### [Requirements]
Read the lines that follow and pick out every one containing the word "index".

### [Data lines]
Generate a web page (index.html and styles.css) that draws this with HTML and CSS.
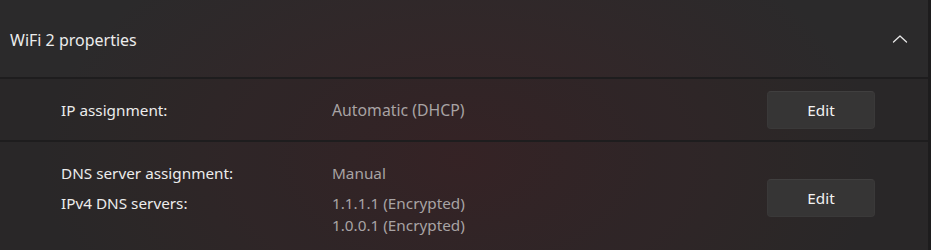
FILE: index.html
```html
<!DOCTYPE html>
<html>
<head>
<meta charset="utf-8">
<link rel="stylesheet" href="styles.css">
</head>
<body>
<div class="card">
  <div class="header">
    <span class="title">WiFi 2 properties</span>
    <svg class="chev" width="16" height="10" viewBox="0 0 16 10"><path d="M1.5 8 L8 2 L14.5 8" fill="none" stroke="#e8e8e8" stroke-width="1.3" stroke-linecap="round" stroke-linejoin="round"/></svg>
  </div>
  <div class="row row-ip">
    <div class="labels"><div>IP assignment:</div></div>
    <div class="values"><div>Automatic (DHCP)</div></div>
    <button class="btn">Edit</button>
  </div>
  <div class="row row-dns">
    <div class="labels"><div>DNS server assignment:</div><div>IPv4 DNS servers:</div></div>
    <div class="values"><div>Manual</div><div>1.1.1.1 (Encrypted)</div><div>1.0.0.1 (Encrypted)</div></div>
    <button class="btn">Edit</button>
  </div>
</div>
</body>
</html>
```

FILE: styles.css
```css
html, body {
  margin: 0;
  padding: 0;
  width: 931px;
  height: 250px;
  overflow: hidden;
  background: #1c1b1c;
  font-family: "Noto Sans", "Open Sans", sans-serif;
  color: #f2f2f2;
}
.card {
  width: 928px;
  height: 250px;
  border-right: 3px solid #1d1c1d;
  background:
    radial-gradient(ellipse 420px 260px at 460px 160px, rgba(72, 30, 34, 0.45), rgba(72, 30, 34, 0) 100%),
    #2b2a2b;
  display: flex;
  flex-direction: column;
}
.header {
  height: 77px;
  border-bottom: 2px solid #1e1d1e;
  display: flex;
  align-items: center;
  justify-content: space-between;
  padding: 0 20px 0 10px;
  box-sizing: content-box;
}
.title {
  font-size: 16px;
  color: #ececec;
  position: relative;
  top: 1px;
}
.chev { display: block; }
.row {
  display: flex;
  align-items: center;
  padding-left: 61px;
  padding-right: 53px;
  font-size: 15.3px;
  background: rgba(30, 22, 24, 0.12);
}
.row-ip {
  height: 61px;
  border-bottom: 2px solid #1e1d1e;
}
.row-dns {
  flex: 1;
  align-items: flex-start;
  padding-top: 21px;
}
.labels {
  width: 271px;
  color: #ececec;
  display: flex;
  flex-direction: column;
  gap: 10px;
}
.values {
  flex: 1;
  color: #a8a3a4;
  display: flex;
  flex-direction: column;
}
.row-ip .values { font-size: 15.8px; }
.row-dns .values div:nth-child(2) { margin-top: 10px; }
.row-dns .values div:nth-child(3) { margin-top: 2px; }
.row-ip .labels, .row-ip .values { margin-top: 1px; }
.btn {
  width: 108px;
  height: 38px;
  border-radius: 4px;
  border: 1px solid #3a3939;
  border-top-color: #403f3f;
  background: #363535;
  color: #f2f2f2;
  font-family: inherit;
  font-size: 15.3px;
  padding: 0;
}
.row-dns .btn { margin-top: 16px; }
```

### [The response]
Generate a web page (index.html and styles.css) that draws this with HTML and CSS.
FILE: index.html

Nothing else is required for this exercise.